§ **EXERCISE**
Gather every line of the entries that includes the word "screenshot".

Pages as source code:
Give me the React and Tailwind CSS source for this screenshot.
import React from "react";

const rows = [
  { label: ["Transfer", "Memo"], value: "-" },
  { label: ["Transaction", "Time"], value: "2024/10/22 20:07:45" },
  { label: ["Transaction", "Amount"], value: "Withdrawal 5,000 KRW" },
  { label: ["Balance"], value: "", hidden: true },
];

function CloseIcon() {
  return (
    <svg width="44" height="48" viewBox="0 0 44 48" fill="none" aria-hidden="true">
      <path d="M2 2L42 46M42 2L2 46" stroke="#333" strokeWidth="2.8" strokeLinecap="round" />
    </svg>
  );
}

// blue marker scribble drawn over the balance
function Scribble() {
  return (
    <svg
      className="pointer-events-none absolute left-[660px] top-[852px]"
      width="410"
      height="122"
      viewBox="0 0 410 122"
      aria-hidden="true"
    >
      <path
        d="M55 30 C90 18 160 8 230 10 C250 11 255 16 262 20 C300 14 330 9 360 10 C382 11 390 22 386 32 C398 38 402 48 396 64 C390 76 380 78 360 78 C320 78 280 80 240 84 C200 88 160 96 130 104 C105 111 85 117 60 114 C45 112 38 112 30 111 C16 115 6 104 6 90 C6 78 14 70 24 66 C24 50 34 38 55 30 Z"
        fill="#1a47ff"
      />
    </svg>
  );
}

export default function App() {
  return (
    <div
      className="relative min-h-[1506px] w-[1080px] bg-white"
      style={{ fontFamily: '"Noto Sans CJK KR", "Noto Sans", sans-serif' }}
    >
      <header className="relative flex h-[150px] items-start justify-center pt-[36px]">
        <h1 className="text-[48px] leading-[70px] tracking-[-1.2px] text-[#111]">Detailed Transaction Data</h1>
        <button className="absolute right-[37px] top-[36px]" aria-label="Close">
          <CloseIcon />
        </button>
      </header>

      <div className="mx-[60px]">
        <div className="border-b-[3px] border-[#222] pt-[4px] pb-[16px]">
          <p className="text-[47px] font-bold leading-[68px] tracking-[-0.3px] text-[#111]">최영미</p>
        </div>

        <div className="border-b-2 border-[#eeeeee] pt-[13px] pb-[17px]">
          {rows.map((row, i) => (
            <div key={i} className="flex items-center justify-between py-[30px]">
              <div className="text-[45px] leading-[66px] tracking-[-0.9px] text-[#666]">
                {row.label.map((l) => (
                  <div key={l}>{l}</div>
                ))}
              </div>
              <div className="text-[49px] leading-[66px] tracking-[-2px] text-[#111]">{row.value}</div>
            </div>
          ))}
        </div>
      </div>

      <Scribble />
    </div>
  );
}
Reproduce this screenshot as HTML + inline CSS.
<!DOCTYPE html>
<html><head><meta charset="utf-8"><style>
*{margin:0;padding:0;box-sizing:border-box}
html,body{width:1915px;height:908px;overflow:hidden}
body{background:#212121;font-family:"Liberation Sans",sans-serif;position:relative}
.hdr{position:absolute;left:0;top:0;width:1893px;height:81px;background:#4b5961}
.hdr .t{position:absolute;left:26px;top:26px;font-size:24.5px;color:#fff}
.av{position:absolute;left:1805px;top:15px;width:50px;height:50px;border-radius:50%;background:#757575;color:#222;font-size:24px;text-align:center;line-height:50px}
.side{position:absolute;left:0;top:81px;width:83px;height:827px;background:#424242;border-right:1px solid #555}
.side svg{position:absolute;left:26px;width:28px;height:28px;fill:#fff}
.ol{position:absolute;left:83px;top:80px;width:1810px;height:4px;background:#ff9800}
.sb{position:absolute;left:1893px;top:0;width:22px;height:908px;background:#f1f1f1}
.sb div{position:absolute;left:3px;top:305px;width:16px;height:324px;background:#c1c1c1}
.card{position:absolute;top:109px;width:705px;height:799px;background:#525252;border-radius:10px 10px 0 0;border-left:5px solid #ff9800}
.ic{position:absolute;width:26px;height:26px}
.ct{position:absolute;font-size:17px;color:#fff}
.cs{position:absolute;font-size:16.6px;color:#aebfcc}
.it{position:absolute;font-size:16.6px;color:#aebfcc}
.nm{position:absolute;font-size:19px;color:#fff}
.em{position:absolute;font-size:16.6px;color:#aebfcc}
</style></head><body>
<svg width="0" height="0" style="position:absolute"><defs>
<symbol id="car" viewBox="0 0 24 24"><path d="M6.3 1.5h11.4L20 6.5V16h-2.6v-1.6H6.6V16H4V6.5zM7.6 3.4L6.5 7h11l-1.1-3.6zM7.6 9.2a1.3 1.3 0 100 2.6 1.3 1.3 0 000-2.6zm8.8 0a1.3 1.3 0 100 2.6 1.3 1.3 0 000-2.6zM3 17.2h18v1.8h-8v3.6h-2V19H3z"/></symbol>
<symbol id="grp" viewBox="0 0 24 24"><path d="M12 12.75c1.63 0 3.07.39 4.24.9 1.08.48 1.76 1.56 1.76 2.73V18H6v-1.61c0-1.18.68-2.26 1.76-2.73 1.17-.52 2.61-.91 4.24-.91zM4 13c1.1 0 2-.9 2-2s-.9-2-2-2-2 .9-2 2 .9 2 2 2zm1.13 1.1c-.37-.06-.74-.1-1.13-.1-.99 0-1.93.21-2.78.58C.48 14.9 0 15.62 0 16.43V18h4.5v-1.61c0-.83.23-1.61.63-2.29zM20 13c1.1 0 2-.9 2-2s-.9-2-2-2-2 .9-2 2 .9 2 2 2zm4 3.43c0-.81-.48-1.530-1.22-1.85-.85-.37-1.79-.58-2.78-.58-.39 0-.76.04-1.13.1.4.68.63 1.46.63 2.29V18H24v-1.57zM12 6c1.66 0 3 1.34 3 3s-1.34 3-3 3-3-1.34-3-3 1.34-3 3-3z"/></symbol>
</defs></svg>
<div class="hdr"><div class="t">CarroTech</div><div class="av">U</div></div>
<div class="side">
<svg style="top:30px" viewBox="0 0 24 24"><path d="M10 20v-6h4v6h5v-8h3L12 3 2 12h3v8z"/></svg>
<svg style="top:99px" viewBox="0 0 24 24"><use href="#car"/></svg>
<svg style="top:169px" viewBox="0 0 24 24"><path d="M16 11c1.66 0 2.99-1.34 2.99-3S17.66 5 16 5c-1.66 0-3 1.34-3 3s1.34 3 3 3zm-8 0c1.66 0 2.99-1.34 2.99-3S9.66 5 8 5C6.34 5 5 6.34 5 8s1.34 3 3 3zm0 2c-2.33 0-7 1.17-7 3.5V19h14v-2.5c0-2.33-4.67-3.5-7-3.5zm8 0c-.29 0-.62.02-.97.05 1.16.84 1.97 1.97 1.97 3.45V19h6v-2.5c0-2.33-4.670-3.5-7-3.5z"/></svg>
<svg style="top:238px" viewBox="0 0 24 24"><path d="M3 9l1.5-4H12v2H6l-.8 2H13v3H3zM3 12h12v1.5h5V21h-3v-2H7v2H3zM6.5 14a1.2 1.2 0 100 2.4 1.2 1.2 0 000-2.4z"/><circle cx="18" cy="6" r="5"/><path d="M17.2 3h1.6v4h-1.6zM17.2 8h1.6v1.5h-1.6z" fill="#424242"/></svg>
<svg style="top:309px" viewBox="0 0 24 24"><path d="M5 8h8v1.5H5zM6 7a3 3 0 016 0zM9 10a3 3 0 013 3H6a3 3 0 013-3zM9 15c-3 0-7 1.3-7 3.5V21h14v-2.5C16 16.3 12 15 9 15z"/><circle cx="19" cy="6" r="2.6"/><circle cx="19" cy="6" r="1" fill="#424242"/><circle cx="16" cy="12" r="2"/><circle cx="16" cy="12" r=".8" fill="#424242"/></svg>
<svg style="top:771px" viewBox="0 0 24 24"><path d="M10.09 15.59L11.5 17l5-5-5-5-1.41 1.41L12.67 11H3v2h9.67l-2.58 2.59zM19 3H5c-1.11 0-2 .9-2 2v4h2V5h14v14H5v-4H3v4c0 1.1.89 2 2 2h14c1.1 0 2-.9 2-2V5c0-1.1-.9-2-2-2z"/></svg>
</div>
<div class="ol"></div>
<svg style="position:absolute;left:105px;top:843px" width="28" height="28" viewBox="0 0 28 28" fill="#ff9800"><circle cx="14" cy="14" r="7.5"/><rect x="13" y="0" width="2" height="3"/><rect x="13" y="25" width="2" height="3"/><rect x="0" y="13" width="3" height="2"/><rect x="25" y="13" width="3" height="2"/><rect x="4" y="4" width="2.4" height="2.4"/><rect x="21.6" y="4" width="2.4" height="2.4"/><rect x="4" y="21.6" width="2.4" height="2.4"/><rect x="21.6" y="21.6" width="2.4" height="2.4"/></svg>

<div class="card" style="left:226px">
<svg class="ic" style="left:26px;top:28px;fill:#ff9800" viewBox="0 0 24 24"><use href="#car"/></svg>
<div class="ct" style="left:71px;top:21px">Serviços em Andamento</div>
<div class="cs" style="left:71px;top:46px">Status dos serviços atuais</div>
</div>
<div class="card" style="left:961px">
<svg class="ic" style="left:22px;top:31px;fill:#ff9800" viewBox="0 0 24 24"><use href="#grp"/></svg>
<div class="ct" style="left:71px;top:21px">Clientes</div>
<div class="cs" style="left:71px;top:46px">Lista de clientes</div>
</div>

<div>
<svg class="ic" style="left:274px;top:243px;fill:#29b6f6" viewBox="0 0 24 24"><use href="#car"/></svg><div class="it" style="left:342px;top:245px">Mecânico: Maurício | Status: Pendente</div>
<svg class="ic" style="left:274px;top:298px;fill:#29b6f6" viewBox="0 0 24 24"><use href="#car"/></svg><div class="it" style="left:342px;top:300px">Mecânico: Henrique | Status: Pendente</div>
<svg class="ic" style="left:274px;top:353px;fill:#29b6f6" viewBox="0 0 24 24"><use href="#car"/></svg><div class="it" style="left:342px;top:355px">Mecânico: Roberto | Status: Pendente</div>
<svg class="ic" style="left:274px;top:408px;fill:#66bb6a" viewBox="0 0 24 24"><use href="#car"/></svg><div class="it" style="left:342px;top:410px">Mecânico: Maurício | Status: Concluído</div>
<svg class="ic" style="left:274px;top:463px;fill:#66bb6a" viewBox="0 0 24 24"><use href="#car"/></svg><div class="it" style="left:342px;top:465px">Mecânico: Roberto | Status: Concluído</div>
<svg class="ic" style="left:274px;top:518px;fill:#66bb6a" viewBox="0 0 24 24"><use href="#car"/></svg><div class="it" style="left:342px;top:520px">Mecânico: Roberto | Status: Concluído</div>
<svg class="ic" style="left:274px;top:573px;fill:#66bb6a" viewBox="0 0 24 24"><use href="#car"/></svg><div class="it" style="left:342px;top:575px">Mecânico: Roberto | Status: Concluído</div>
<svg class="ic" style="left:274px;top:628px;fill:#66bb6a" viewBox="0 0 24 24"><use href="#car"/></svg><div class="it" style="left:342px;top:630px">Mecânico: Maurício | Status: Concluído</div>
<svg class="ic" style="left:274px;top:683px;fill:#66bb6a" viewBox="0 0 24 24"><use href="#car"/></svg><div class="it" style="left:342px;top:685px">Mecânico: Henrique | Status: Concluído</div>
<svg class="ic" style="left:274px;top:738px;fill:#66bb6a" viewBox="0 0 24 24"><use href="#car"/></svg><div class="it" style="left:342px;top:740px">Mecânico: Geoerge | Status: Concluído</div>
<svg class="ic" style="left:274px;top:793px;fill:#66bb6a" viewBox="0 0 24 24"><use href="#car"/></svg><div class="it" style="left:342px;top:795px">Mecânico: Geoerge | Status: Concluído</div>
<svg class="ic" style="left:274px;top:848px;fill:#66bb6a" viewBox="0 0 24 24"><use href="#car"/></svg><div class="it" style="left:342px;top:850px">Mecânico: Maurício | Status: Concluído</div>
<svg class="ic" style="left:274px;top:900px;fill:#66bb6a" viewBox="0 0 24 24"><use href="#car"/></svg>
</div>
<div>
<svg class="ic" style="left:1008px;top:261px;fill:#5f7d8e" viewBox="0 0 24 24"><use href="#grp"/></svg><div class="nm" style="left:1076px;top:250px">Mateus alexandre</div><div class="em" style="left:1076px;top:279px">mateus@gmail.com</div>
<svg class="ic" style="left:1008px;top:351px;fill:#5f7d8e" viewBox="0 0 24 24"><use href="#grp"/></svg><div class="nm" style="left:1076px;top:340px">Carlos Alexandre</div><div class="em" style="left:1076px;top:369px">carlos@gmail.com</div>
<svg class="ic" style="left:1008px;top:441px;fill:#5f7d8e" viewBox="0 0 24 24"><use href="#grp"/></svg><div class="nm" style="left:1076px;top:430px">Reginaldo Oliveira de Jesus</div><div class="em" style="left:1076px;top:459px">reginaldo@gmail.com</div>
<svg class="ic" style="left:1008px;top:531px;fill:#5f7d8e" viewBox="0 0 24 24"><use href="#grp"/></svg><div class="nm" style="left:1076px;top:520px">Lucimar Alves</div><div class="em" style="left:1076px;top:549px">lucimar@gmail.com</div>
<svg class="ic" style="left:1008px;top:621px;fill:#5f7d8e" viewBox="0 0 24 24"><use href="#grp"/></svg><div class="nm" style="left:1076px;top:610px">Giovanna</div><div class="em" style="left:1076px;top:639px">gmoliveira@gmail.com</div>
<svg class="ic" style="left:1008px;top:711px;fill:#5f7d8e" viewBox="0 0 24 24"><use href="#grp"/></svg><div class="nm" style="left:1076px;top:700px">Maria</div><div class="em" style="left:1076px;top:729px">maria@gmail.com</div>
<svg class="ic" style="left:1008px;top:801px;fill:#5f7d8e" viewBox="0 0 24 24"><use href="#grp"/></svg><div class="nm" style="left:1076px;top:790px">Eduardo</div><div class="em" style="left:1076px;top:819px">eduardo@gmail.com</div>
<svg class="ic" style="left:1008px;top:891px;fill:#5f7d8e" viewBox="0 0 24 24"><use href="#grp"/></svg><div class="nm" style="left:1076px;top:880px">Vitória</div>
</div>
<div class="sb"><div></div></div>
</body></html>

§ **THE RESPONSE**
Give me the React and Tailwind CSS source for this screenshot.
Reproduce this screenshot as HTML + inline CSS.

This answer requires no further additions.